Aqui não quis abrir os links  :Frown: 

"Forbidden
You don't have permission to access /camiseta_man_blue.jpg on this server."

----------


## Bios

Bom ...

Tb sou suspeita para falar ehehe mas gosto de todas :-)

A camiseta preta ficou bem diferente e la no FISL teve uma ótima saida.

Mas ...ainda acho que a camiseta feminina poderia ter outra cor tb ...além do azul ehehe 

De qq forma ... compraria todas :-)

----------


## demiurgo

estou verificando os links

damned uol!!!!  :Frown: 6)  :Frown: 6)  :Frown: 6)  :Frown: 6) :@: :@: :@: 

valeu sukkubus!

----------


## demiurgo

agora estaum on!!!!

danmed fuckin hell uol!!! :@: :@: :@: :@:

----------


## stumm

legal... a masculina preta ficou mto boa... mas as outras tbm ficaram muito legais... os preços já foram definidos?

----------


## WhiteTiger

Eu gostei da feminina mas queria na cor preta. Sou homem mas a meninha deu uma imagem legal na camizeta.

----------


## stumm

soh uma pergunta: vcs fazem elas sob demanda? ou mandam fazer uma quantia tal e tentam vender tudo?

----------


## Bios

> Eu gostei da feminina mas queria na cor preta. Sou homem mas a meninha deu uma imagem legal na camizeta.


Tb gosto da feminina preta ...vendemos ela no FISL ... foi bem legal :-)

Não sobrou nenhuma ... nem pra mim ... :cry:

----------


## demiurgo

> legal... a masculina preta ficou mto boa... mas as outras tbm ficaram muito legais... os preços já foram definidos?


ainda nao definimos os valores... mas serao algo em torno de 18 reais... temos ver certinhu...

[]'s

----------


## demiurgo

> Eu gostei da feminina mas queria na cor preta. Sou homem mas a meninha deu uma imagem legal na camizeta.
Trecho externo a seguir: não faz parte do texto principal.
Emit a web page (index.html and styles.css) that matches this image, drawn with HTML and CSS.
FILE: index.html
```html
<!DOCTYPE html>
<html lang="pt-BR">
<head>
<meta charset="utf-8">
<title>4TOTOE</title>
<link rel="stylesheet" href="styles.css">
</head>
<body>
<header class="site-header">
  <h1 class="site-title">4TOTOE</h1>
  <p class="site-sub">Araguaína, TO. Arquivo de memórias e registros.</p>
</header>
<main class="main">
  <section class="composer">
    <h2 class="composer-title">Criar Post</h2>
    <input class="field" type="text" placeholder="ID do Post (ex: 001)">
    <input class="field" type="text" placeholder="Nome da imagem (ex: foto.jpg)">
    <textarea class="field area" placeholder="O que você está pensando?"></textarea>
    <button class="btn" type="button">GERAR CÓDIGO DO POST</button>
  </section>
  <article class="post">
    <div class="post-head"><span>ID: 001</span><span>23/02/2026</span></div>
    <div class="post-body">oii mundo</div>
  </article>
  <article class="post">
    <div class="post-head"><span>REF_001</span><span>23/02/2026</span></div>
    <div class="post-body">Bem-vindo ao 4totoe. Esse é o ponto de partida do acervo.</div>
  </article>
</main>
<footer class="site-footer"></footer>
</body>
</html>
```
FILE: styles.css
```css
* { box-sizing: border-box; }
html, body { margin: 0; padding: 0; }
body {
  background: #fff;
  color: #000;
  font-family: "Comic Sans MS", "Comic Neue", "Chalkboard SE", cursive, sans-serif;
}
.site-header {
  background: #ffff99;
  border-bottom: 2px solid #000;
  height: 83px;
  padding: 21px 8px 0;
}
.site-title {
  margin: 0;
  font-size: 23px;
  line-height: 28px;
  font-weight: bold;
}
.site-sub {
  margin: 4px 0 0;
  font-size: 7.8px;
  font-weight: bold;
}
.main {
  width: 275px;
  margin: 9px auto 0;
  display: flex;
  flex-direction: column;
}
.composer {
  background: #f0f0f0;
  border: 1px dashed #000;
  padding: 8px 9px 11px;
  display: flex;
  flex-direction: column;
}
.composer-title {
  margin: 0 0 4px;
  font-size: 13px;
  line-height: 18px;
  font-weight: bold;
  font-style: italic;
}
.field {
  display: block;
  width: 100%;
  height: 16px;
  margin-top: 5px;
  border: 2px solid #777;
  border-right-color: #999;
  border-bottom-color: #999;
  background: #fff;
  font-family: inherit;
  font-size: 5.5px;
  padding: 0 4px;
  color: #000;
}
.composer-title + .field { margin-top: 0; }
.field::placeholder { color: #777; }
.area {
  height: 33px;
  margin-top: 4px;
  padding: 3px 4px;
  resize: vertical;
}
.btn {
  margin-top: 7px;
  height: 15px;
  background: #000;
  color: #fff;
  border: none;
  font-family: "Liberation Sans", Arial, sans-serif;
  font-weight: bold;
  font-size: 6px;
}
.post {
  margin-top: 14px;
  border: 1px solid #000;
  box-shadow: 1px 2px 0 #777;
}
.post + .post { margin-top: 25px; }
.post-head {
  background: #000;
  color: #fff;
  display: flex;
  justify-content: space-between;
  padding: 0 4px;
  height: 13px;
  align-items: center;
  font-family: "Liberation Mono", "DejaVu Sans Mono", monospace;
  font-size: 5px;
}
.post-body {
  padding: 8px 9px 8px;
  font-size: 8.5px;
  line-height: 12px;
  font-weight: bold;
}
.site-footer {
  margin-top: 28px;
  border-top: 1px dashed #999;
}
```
estamos pensando em fazer da preta tbm...

hehe vou postar um desenho da preta tbm hoje a noite  :Smile: ....

como a bios falou... ficou mto show a camiseta

[]'s

----------


## demiurgo

> soh uma pergunta: vcs fazem elas sob demanda? ou mandam fazer uma quantia tal e tentam vender tudo?


vamos fazer uma quantia grande... pra que o preco seja mais em conta...

dae.. vamos tentar vender tdo... se der certo.. iremos fazer mais acessorios com a marca underlinux

queriamos saber como a comunidade iria receber a noticia.... e se estao interessados em comprar  :Smile: 

[]'s

----------


## Bios

> ainda nao definimos os valores... mas serao algo em torno de 18 reais... temos ver certinhu...
> []'s


O preço está bem acessivel ... e as camisetas estaum diferentes ... vale a pena comprar :-)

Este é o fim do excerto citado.